The provision of information and evidence from fellow officers is often the most effective means of cracking down on serious officer misconduct including corruption. The PCA is aware of cases where internal informants or whistle blowers have come under pressure from their superiors to submit false statements or to withdraw damaging statements about their colleagues' behaviour. To the whistle blower the choice can be to collude with malpractice or to jeopardise their career. At the same time whistle blowers can experience victimisation, intimidation, ostracism and threats by colleagues which inevitably lead to high levels of distress.

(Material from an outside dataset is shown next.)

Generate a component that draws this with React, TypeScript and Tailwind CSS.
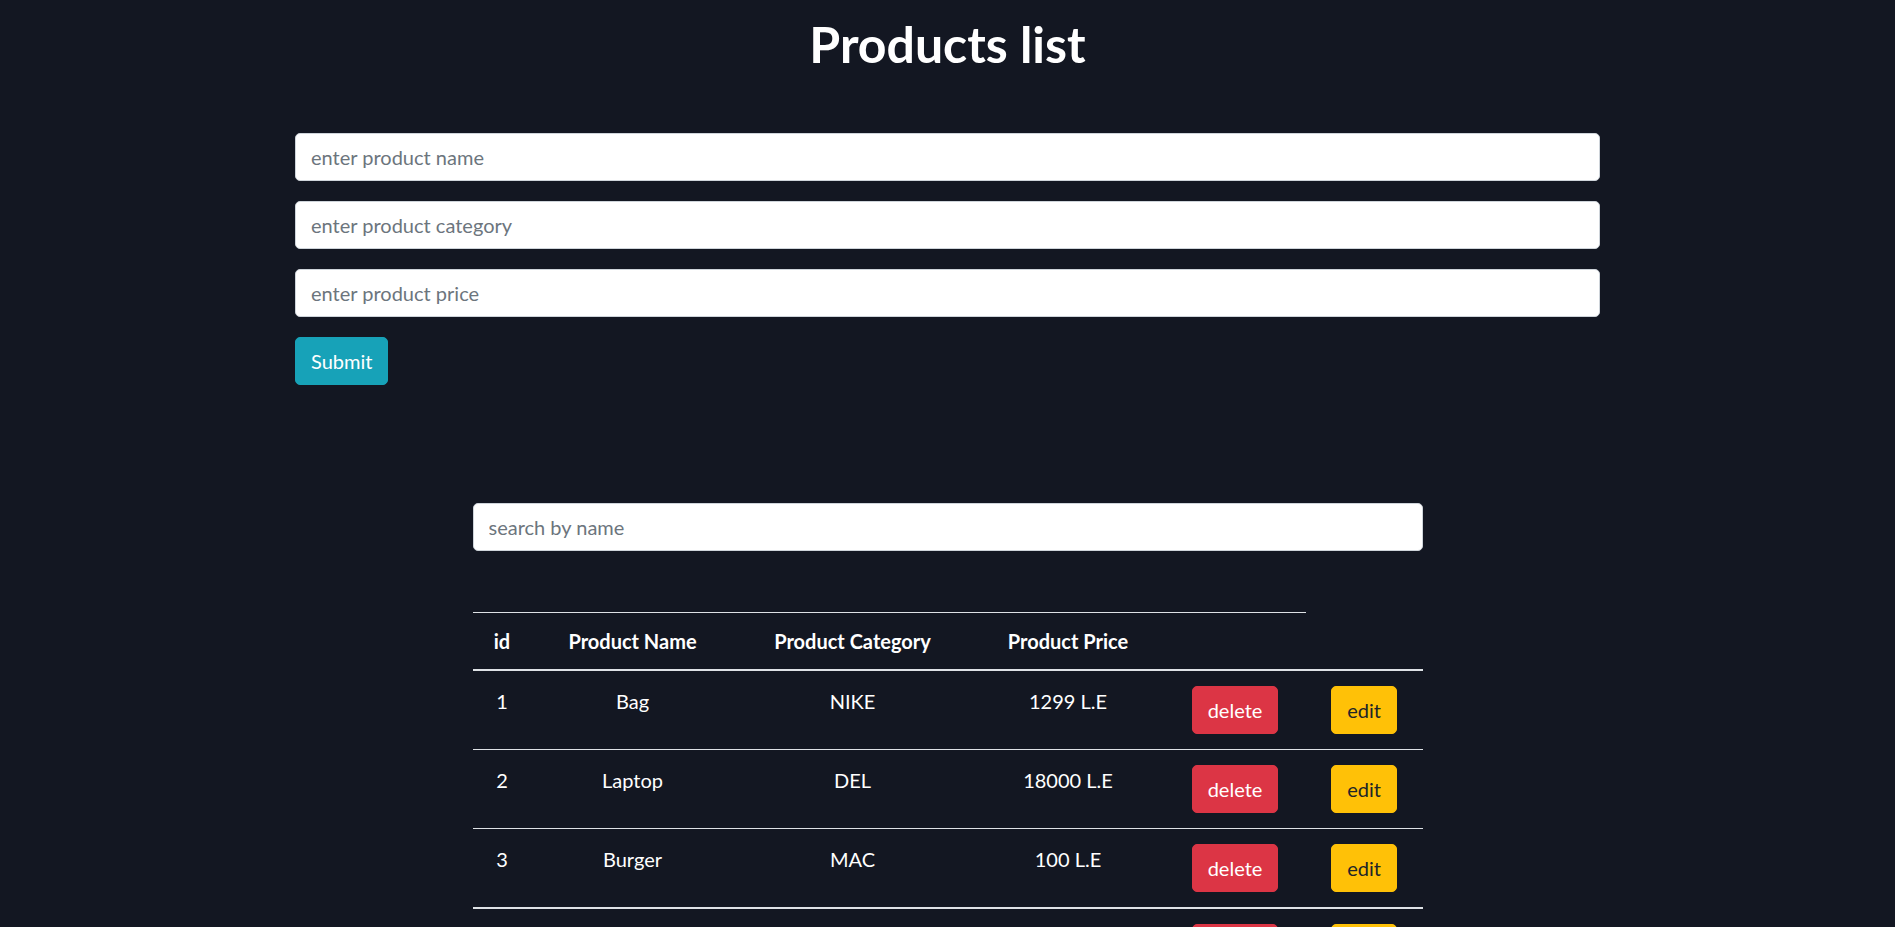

The position of the internal informant, particularly if a young officer, can be alarming even if colleagues and management behave impeccably. Information is likely to involve allegations of criminal activity or a breach of the Code of Conduct. Officers have a duty to act on that information, confidentiality cannot be guaranteed and the appearance of the informant as a witness at a hearing may be necessary.

Management has legal obligations to such internal informants. Health and safety legislation requires employers to provide a safe working environment and to ensure, as far as practicable, the health, safety and welfare at work of employees.

The PCA commends those police services which have introduced anonymous phone lines direct to senior management in the complaints and discipline department enabling a concerned officer to make initial contact and to explore the implications of providing information.

The PCA also strongly recommends the appointment of an officer friend for the informant, who can advise the informant on their rights, the legal requirements and the process of an investigation. In order to perform the role effectively a short training course will be important. Federation representatives, who may have mixed loyalties, will not necessarily be appropriate for this role.

Specialist units

Analysis of current PCA-supervised investigations has again in 1998-99 highlighted the perils of management failure in relation to specialist police units, especially those engaged in countering drugs crime and burglary. In some cases it would appear that the more successful the unit the less its methods and operations are scrutinised by management. Suitably experienced and reliable supervisors must be co-located with these teams and informant, custody and property procedures must be regularly and independently checked. If not closely and properly supervised, these specialist operations with their close proximity to active and professional criminals can quickly develop into breeding grounds for corrupt practices.

Transport of prisoners

We continue to receive worrying allegations of officers driving vans in a manner calculated to cause injury to prisoners by, for instance, suddenly braking or swerving. The effects on a prisoner, especially when handcuffed to the rear, can be serious and even fatal. One such case in Kent resulted in one prisoner suffering a broken neck and another, various lesser injuries. Following an Authority-supervised investigation two officers were convicted at the Crown Court: the driver on four counts - causing grievous bodily harm and actual bodily harm, wounding and perverting the course of justice - and another PC with perverting the course of justice. The driver was sentenced to two years' imprisonment and the other PC was given a conditional discharge.

CS spray

Despite its authorisation for use on the public, the PCA is concerned there has been no research into the possible interaction of CS spray with anti-psychotic medication. We know that such drugs already produce adverse effects which include changes in heart rate, blurred vision, allergic rashes, rapid breathing, dizziness and changes in blood pressure. Some of these are also suspected side-effects of exposure to CS spray. There may therefore be an increased risk where CS spray is used on someone taking such medication.

There have been a small number of cases of positional asphyxia where CS spray has been used. It is important for research to consider whether there is a causal connection between the use of CS spray and death due to positional asphyxia.